Aim of the task >> Count the lines that hold the string "this". Reply with the number alone.

Source data >>
* START *
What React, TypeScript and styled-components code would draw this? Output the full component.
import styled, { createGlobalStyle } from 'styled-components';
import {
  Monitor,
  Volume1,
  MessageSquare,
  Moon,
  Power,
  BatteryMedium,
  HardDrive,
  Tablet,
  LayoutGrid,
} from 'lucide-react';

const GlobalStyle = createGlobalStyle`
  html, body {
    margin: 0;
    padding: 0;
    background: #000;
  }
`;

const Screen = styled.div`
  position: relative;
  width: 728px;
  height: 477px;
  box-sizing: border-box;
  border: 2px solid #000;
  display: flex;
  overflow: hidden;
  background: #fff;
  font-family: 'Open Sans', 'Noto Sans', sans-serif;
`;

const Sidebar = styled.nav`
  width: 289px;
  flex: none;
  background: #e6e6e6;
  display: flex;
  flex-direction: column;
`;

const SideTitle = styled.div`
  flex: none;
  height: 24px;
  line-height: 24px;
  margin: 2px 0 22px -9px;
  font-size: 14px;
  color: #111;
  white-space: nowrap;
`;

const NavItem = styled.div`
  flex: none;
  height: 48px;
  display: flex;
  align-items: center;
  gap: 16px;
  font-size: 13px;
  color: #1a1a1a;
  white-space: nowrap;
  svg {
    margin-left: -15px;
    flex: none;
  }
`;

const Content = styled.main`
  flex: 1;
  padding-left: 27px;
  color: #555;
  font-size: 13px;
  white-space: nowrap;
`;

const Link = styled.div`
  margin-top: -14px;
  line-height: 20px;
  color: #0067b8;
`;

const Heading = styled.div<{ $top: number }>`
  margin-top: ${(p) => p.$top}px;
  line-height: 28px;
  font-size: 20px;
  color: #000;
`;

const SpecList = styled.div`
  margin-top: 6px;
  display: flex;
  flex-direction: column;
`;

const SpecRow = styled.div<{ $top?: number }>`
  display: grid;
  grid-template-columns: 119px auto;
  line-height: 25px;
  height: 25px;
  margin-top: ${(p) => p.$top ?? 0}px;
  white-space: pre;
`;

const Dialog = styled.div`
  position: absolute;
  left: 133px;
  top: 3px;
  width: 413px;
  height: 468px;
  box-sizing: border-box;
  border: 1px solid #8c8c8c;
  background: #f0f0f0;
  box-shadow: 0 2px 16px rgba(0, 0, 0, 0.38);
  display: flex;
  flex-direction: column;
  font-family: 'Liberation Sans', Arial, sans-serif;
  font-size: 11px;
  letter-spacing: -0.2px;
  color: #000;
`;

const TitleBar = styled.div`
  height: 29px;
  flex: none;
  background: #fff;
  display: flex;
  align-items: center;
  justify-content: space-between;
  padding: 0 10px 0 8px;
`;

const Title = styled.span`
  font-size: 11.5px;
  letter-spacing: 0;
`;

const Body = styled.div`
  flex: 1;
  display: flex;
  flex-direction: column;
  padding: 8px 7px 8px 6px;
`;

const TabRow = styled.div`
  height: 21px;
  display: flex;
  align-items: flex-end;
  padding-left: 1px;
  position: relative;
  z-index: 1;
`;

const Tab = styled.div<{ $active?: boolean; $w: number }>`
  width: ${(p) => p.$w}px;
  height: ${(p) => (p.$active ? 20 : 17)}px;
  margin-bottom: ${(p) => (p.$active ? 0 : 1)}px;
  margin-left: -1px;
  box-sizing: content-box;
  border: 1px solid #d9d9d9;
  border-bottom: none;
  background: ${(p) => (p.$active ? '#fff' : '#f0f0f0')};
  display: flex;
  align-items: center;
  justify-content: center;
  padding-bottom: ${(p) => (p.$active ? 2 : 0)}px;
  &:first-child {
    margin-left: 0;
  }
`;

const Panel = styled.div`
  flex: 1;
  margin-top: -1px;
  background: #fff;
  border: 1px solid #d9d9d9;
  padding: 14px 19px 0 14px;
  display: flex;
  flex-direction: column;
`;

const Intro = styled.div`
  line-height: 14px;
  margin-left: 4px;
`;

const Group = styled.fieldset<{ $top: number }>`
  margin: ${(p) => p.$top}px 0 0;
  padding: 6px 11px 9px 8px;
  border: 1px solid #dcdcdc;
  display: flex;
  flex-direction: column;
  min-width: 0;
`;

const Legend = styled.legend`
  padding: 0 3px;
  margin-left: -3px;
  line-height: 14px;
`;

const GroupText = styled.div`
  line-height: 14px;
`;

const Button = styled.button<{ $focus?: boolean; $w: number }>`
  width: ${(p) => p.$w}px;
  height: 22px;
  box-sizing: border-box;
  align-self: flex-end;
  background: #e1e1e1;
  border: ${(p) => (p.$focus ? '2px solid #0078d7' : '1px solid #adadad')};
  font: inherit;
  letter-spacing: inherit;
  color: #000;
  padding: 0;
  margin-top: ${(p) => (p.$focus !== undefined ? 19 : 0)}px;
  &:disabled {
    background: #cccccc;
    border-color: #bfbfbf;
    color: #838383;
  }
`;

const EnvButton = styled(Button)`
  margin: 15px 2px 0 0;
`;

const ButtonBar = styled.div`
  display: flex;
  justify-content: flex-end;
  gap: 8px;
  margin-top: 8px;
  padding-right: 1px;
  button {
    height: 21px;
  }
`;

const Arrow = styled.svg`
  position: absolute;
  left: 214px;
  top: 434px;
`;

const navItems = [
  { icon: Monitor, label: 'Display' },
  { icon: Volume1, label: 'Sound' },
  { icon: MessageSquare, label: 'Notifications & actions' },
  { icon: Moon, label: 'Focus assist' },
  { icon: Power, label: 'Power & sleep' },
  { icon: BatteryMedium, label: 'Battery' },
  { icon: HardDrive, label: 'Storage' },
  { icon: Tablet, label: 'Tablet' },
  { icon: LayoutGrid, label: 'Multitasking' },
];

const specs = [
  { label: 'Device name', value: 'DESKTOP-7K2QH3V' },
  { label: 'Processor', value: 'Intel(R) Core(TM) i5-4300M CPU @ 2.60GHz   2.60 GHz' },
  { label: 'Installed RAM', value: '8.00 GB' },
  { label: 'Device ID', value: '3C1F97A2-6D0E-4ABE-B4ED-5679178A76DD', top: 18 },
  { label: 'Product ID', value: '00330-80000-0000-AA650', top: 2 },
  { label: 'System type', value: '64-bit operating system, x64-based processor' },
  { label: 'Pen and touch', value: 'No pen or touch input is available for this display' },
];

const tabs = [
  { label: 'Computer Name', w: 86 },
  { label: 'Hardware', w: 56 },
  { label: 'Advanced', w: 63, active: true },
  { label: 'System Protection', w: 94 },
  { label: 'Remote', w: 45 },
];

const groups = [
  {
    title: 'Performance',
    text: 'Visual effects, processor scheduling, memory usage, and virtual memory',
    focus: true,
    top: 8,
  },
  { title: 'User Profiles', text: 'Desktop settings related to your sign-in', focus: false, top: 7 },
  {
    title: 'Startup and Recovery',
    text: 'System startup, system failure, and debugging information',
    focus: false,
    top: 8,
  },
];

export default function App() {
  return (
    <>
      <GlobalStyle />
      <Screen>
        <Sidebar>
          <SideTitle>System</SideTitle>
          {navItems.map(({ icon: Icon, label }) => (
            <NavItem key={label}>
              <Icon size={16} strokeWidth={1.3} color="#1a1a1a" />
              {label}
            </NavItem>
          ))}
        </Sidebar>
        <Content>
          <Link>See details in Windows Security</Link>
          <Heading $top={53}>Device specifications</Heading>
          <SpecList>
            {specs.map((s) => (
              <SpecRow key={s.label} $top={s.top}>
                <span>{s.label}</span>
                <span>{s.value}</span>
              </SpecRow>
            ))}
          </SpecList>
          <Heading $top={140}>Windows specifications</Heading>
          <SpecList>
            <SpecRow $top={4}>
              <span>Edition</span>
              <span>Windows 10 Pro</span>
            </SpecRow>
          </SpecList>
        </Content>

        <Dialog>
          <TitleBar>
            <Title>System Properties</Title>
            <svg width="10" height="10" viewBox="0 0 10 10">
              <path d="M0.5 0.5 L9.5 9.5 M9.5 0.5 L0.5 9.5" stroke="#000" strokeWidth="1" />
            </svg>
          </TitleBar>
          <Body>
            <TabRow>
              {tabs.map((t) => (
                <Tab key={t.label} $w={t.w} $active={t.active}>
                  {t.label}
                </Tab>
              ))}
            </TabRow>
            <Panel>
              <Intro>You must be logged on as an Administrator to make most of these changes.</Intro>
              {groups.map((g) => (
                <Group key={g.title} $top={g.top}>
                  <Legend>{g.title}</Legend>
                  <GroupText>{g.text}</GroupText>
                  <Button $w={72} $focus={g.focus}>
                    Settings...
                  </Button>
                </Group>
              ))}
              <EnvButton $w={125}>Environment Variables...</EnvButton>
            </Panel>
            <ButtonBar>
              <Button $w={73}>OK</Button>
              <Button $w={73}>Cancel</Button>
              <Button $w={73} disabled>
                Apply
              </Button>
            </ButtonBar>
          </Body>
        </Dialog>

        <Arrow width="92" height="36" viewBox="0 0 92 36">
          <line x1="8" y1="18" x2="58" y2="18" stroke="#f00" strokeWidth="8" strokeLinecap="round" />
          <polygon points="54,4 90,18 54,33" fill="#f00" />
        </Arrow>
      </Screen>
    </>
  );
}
* END *
Solved problem >> 2